• Data listing:
________________________________________

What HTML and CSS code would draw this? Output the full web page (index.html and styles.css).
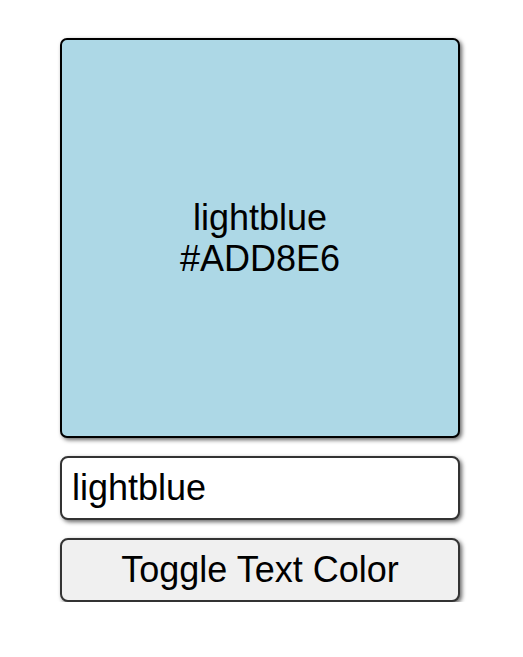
FILE: index.html
```html
<!DOCTYPE html>
<html lang="en">
<head>
<meta charset="utf-8">
<title>Color Box</title>
<link rel="stylesheet" href="styles.css">
</head>
<body>
<main class="app">
  <div class="swatch">
    <div class="swatch-label">lightblue<br>#ADD8E6</div>
  </div>
  <input class="color-input" type="text" value="lightblue">
  <button class="toggle-btn" type="button">Toggle Text Color</button>
</main>
</body>
</html>
```

FILE: styles.css
```css
html, body {
  margin: 0;
  padding: 0;
  background: #ffffff;
}

body {
  font-family: "Liberation Sans", Arial, sans-serif;
}

.app {
  display: flex;
  flex-direction: column;
  align-items: center;
  gap: 18px;
  padding-top: 38px;
  padding-right: 3px;
}

.swatch {
  box-sizing: border-box;
  width: 400px;
  height: 400px;
  background: #add8e6;
  border: 2px solid #000;
  border-radius: 7px;
  box-shadow: 2px 2px 4px rgba(0, 0, 0, 0.6);
  display: flex;
  align-items: center;
  justify-content: center;
}

.swatch-label {
  font-size: 36px;
  line-height: 41px;
  color: #000;
  text-align: center;
}

.color-input,
.toggle-btn {
  box-sizing: border-box;
  width: 400px;
  height: 64px;
  margin: 0;
  border: 2px solid #333;
  border-radius: 8px;
  box-shadow: 2px 2px 4px rgba(0, 0, 0, 0.6);
  font-family: "Liberation Sans", Arial, sans-serif;
  font-size: 36px;
  color: #000;
}

.color-input {
  background: #fff;
  padding: 0 10px;
  outline: none;
}

.toggle-btn {
  background: #f0f0f0;
  padding: 0;
  text-align: center;
}
```
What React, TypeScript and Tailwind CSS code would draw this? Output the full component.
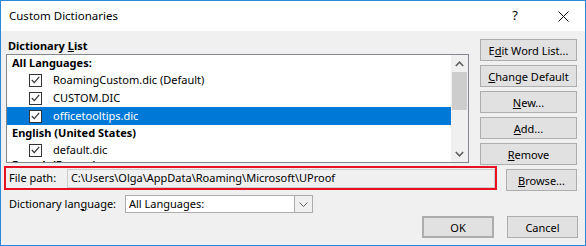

________________________________________

• What the task requires:
Scan the material and collect every line that contains "index".

• Completed exercise:
What HTML and CSS code would draw this? Output the full web page (index.html and styles.css).
FILE: index.html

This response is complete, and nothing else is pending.